What you are asked to do:
Return the listing below verbatim. Pictures do not belong in the copy.

— START OF Dataset excerpt —

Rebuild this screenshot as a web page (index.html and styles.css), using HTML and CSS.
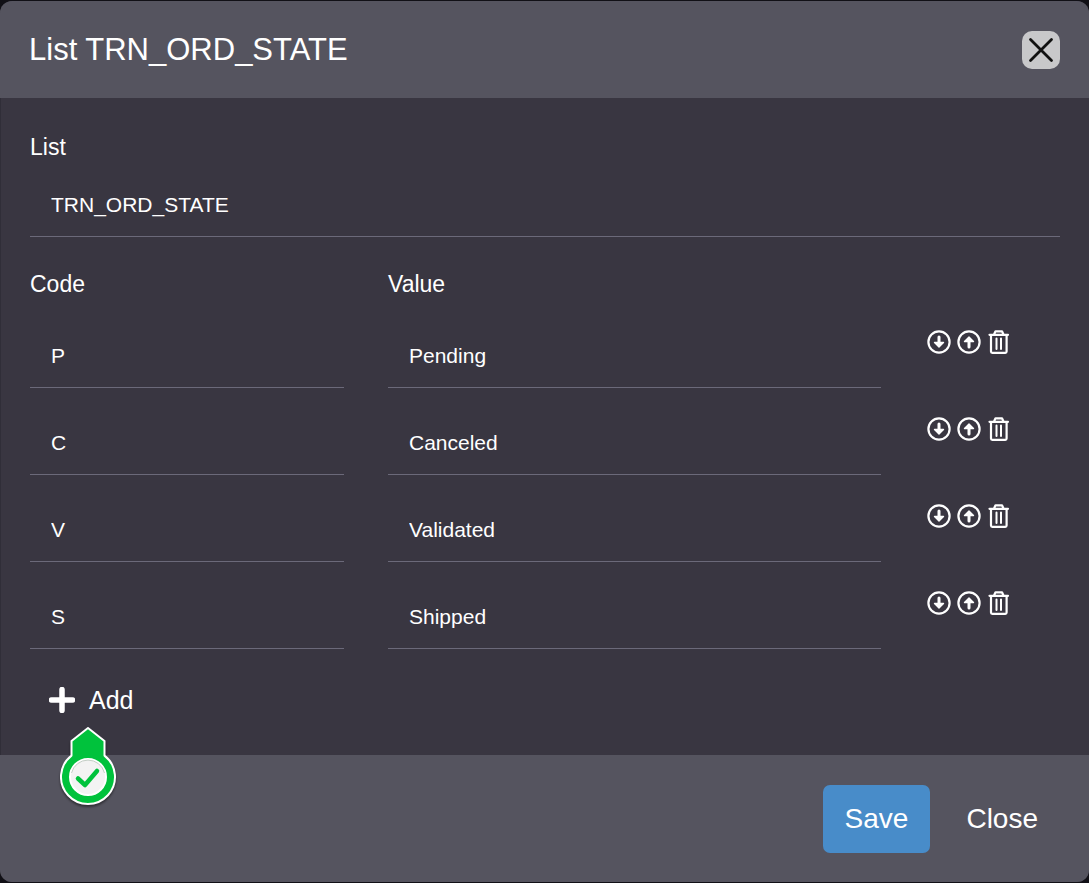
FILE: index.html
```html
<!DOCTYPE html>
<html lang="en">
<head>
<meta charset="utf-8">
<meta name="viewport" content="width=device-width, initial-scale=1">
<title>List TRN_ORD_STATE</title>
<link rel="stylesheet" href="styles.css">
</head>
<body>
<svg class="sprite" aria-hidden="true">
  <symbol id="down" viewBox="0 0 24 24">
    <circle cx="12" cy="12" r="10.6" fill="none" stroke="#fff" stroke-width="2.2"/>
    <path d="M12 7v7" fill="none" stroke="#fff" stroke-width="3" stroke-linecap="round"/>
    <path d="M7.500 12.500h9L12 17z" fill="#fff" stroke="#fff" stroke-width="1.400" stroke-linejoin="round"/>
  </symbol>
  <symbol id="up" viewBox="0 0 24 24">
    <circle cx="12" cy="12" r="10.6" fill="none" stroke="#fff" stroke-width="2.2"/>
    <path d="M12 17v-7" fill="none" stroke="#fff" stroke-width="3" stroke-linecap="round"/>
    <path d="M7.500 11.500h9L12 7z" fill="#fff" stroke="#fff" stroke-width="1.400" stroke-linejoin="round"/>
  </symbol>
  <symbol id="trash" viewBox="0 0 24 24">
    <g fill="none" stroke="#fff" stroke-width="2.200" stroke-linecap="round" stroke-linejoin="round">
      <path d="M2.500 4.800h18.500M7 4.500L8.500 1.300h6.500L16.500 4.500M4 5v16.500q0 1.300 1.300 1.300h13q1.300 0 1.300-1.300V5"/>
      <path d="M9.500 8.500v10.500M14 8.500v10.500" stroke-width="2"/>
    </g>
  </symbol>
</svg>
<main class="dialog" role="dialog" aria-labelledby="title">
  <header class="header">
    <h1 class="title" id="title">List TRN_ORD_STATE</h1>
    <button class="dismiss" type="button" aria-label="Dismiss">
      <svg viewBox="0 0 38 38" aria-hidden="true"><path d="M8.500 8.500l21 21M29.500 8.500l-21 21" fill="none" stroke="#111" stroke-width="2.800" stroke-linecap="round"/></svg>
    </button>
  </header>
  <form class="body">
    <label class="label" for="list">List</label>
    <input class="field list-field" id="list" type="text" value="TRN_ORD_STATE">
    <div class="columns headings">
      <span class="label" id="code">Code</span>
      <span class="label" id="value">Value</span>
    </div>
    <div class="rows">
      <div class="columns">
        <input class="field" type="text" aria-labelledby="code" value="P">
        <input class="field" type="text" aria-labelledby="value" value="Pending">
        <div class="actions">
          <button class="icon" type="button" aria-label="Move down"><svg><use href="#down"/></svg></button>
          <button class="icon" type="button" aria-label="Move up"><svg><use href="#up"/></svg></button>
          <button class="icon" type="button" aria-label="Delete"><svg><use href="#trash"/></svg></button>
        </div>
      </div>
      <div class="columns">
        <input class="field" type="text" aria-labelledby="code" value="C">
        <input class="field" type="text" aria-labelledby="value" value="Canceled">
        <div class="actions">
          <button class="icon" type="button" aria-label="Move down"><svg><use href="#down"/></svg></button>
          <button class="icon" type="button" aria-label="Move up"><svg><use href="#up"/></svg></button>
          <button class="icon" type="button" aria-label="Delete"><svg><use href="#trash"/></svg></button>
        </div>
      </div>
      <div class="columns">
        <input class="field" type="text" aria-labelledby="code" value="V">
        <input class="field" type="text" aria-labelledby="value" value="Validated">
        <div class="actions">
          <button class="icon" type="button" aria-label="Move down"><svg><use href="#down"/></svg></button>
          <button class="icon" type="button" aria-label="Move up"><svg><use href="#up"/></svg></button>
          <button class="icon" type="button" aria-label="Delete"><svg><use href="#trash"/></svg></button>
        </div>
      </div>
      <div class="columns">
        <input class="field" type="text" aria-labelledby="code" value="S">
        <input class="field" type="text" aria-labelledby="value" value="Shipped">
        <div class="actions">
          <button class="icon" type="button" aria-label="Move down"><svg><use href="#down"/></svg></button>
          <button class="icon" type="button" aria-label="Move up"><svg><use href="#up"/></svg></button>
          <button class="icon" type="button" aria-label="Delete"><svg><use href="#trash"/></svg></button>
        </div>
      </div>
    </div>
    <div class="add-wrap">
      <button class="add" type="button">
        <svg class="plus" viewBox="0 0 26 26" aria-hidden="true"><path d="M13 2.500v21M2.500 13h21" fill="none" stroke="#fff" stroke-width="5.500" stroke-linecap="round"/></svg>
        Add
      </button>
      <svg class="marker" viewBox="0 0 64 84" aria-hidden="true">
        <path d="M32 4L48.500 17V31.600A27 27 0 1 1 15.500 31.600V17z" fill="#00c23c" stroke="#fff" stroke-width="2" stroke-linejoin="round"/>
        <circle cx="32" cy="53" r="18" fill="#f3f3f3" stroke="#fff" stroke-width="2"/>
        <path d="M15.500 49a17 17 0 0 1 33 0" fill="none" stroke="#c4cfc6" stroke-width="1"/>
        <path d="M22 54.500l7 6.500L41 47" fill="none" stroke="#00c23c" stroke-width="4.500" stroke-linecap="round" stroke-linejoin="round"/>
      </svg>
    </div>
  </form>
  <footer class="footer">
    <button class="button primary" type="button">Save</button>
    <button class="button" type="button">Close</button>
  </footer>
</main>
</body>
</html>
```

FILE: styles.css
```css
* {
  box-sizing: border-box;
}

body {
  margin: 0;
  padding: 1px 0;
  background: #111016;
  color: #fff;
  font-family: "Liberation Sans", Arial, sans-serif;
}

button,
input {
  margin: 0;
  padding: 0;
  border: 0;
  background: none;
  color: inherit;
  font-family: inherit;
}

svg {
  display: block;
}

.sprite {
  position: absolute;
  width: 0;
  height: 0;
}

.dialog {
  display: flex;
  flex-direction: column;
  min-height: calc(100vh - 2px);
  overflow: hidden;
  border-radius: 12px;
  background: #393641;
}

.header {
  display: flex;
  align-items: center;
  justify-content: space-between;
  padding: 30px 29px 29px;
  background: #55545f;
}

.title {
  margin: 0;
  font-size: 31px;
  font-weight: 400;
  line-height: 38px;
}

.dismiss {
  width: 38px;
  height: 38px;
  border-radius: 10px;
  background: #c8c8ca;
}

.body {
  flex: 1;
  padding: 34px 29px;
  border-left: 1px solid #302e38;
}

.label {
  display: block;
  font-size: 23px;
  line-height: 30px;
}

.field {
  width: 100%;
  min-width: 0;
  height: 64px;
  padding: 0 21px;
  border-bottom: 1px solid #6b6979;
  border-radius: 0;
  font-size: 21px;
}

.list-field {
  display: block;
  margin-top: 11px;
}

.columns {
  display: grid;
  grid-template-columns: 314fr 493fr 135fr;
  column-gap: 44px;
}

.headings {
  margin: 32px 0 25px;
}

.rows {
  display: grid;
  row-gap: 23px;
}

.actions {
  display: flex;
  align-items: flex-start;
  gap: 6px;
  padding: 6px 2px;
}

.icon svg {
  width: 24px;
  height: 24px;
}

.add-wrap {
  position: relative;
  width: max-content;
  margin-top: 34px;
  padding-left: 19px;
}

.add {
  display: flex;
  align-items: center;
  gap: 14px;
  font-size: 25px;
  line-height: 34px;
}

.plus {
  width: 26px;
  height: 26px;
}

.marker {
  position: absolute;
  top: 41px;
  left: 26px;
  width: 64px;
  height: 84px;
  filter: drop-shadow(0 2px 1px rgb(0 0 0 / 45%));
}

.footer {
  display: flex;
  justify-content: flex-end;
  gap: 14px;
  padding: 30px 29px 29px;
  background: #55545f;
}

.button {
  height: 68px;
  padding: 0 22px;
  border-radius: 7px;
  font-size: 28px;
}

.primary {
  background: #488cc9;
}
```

— END OF Dataset excerpt —

Written answer:
Rebuild this screenshot as a web page (index.html and styles.css), using HTML and CSS.
FILE: index.html
```html
<!DOCTYPE html>
<html lang="en">
<head>
<meta charset="utf-8">
<meta name="viewport" content="width=device-width, initial-scale=1">
<title>List TRN_ORD_STATE</title>
<link rel="stylesheet" href="styles.css">
</head>
<body>
<svg class="sprite" aria-hidden="true">
  <symbol id="down" viewBox="0 0 24 24">
    <circle cx="12" cy="12" r="10.6" fill="none" stroke="#fff" stroke-width="2.2"/>
    <path d="M12 7v7" fill="none" stroke="#fff" stroke-width="3" stroke-linecap="round"/>
    <path d="M7.500 12.500h9L12 17z" fill="#fff" stroke="#fff" stroke-width="1.400" stroke-linejoin="round"/>
  </symbol>
  <symbol id="up" viewBox="0 0 24 24">
    <circle cx="12" cy="12" r="10.6" fill="none" stroke="#fff" stroke-width="2.2"/>
    <path d="M12 17v-7" fill="none" stroke="#fff" stroke-width="3" stroke-linecap="round"/>
    <path d="M7.500 11.500h9L12 7z" fill="#fff" stroke="#fff" stroke-width="1.400" stroke-linejoin="round"/>
  </symbol>
  <symbol id="trash" viewBox="0 0 24 24">
    <g fill="none" stroke="#fff" stroke-width="2.200" stroke-linecap="round" stroke-linejoin="round">
      <path d="M2.500 4.800h18.500M7 4.500L8.500 1.300h6.500L16.500 4.500M4 5v16.500q0 1.300 1.300 1.300h13q1.300 0 1.300-1.300V5"/>
      <path d="M9.500 8.500v10.500M14 8.500v10.500" stroke-width="2"/>
    </g>
  </symbol>
</svg>
<main class="dialog" role="dialog" aria-labelledby="title">
  <header class="header">
    <h1 class="title" id="title">List TRN_ORD_STATE</h1>
    <button class="dismiss" type="button" aria-label="Dismiss">
      <svg viewBox="0 0 38 38" aria-hidden="true"><path d="M8.500 8.500l21 21M29.500 8.500l-21 21" fill="none" stroke="#111" stroke-width="2.800" stroke-linecap="round"/></svg>
    </button>
  </header>
  <form class="body">
    <label class="label" for="list">List</label>
    <input class="field list-field" id="list" type="text" value="TRN_ORD_STATE">
    <div class="columns headings">
      <span class="label" id="code">Code</span>
      <span class="label" id="value">Value</span>
    </div>
    <div class="rows">
      <div class="columns">
        <input class="field" type="text" aria-labelledby="code" value="P">
        <input class="field" type="text" aria-labelledby="value" value="Pending">
        <div class="actions">
          <button class="icon" type="button" aria-label="Move down"><svg><use href="#down"/></svg></button>
          <button class="icon" type="button" aria-label="Move up"><svg><use href="#up"/></svg></button>
          <button class="icon" type="button" aria-label="Delete"><svg><use href="#trash"/></svg></button>
        </div>
      </div>
      <div class="columns">
        <input class="field" type="text" aria-labelledby="code" value="C">
        <input class="field" type="text" aria-labelledby="value" value="Canceled">
        <div class="actions">
          <button class="icon" type="button" aria-label="Move down"><svg><use href="#down"/></svg></button>
          <button class="icon" type="button" aria-label="Move up"><svg><use href="#up"/></svg></button>
          <button class="icon" type="button" aria-label="Delete"><svg><use href="#trash"/></svg></button>
        </div>
      </div>
      <div class="columns">
        <input class="field" type="text" aria-labelledby="code" value="V">
        <input class="field" type="text" aria-labelledby="value" value="Validated">
        <div class="actions">
          <button class="icon" type="button" aria-label="Move down"><svg><use href="#down"/></svg></button>
          <button class="icon" type="button" aria-label="Move up"><svg><use href="#up"/></svg></button>
          <button class="icon" type="button" aria-label="Delete"><svg><use href="#trash"/></svg></button>
        </div>
      </div>
      <div class="columns">
        <input class="field" type="text" aria-labelledby="code" value="S">
        <input class="field" type="text" aria-labelledby="value" value="Shipped">
        <div class="actions">
          <button class="icon" type="button" aria-label="Move down"><svg><use href="#down"/></svg></button>
          <button class="icon" type="button" aria-label="Move up"><svg><use href="#up"/></svg></button>
          <button class="icon" type="button" aria-label="Delete"><svg><use href="#trash"/></svg></button>
        </div>
      </div>
    </div>
    <div class="add-wrap">
      <button class="add" type="button">
        <svg class="plus" viewBox="0 0 26 26" aria-hidden="true"><path d="M13 2.500v21M2.500 13h21" fill="none" stroke="#fff" stroke-width="5.500" stroke-linecap="round"/></svg>
        Add
      </button>
      <svg class="marker" viewBox="0 0 64 84" aria-hidden="true">
        <path d="M32 4L48.500 17V31.600A27 27 0 1 1 15.500 31.600V17z" fill="#00c23c" stroke="#fff" stroke-width="2" stroke-linejoin="round"/>
        <circle cx="32" cy="53" r="18" fill="#f3f3f3" stroke="#fff" stroke-width="2"/>
        <path d="M15.500 49a17 17 0 0 1 33 0" fill="none" stroke="#c4cfc6" stroke-width="1"/>
        <path d="M22 54.500l7 6.500L41 47" fill="none" stroke="#00c23c" stroke-width="4.500" stroke-linecap="round" stroke-linejoin="round"/>
      </svg>
    </div>
  </form>
  <footer class="footer">
    <button class="button primary" type="button">Save</button>
    <button class="button" type="button">Close</button>
  </footer>
</main>
</body>
</html>
```

FILE: styles.css
```css
* {
  box-sizing: border-box;
}

body {
  margin: 0;
  padding: 1px 0;
  background: #111016;
  color: #fff;
  font-family: "Liberation Sans", Arial, sans-serif;
}

button,
input {
  margin: 0;
  padding: 0;
  border: 0;
  background: none;
  color: inherit;
  font-family: inherit;
}

svg {
  display: block;
}

.sprite {
  position: absolute;
  width: 0;
  height: 0;
}

.dialog {
  display: flex;
  flex-direction: column;
  min-height: calc(100vh - 2px);
  overflow: hidden;
  border-radius: 12px;
  background: #393641;
}

.header {
  display: flex;
  align-items: center;
  justify-content: space-between;
  padding: 30px 29px 29px;
  background: #55545f;
}

.title {
  margin: 0;
  font-size: 31px;
  font-weight: 400;
  line-height: 38px;
}

.dismiss {
  width: 38px;
  height: 38px;
  border-radius: 10px;
  background: #c8c8ca;
}

.body {
  flex: 1;
  padding: 34px 29px;
  border-left: 1px solid #302e38;
}

.label {
  display: block;
  font-size: 23px;
  line-height: 30px;
}

.field {
  width: 100%;
  min-width: 0;
  height: 64px;
  padding: 0 21px;
  border-bottom: 1px solid #6b6979;
  border-radius: 0;
  font-size: 21px;
}

.list-field {
  display: block;
  margin-top: 11px;
}

.columns {
  display: grid;
  grid-template-columns: 314fr 493fr 135fr;
  column-gap: 44px;
}

.headings {
  margin: 32px 0 25px;
}

.rows {
  display: grid;
  row-gap: 23px;
}

.actions {
  display: flex;
  align-items: flex-start;
  gap: 6px;
  padding: 6px 2px;
}

.icon svg {
  width: 24px;
  height: 24px;
}

.add-wrap {
  position: relative;
  width: max-content;
  margin-top: 34px;
  padding-left: 19px;
}

.add {
  display: flex;
  align-items: center;
  gap: 14px;
  font-size: 25px;
  line-height: 34px;
}

.plus {
  width: 26px;
  height: 26px;
}

.marker {
  position: absolute;
  top: 41px;
  left: 26px;
  width: 64px;
  height: 84px;
  filter: drop-shadow(0 2px 1px rgb(0 0 0 / 45%));
}

.footer {
  display: flex;
  justify-content: flex-end;
  gap: 14px;
  padding: 30px 29px 29px;
  background: #55545f;
}

.button {
  height: 68px;
  padding: 0 22px;
  border-radius: 7px;
  font-size: 28px;
}

.primary {
  background: #488cc9;
}
```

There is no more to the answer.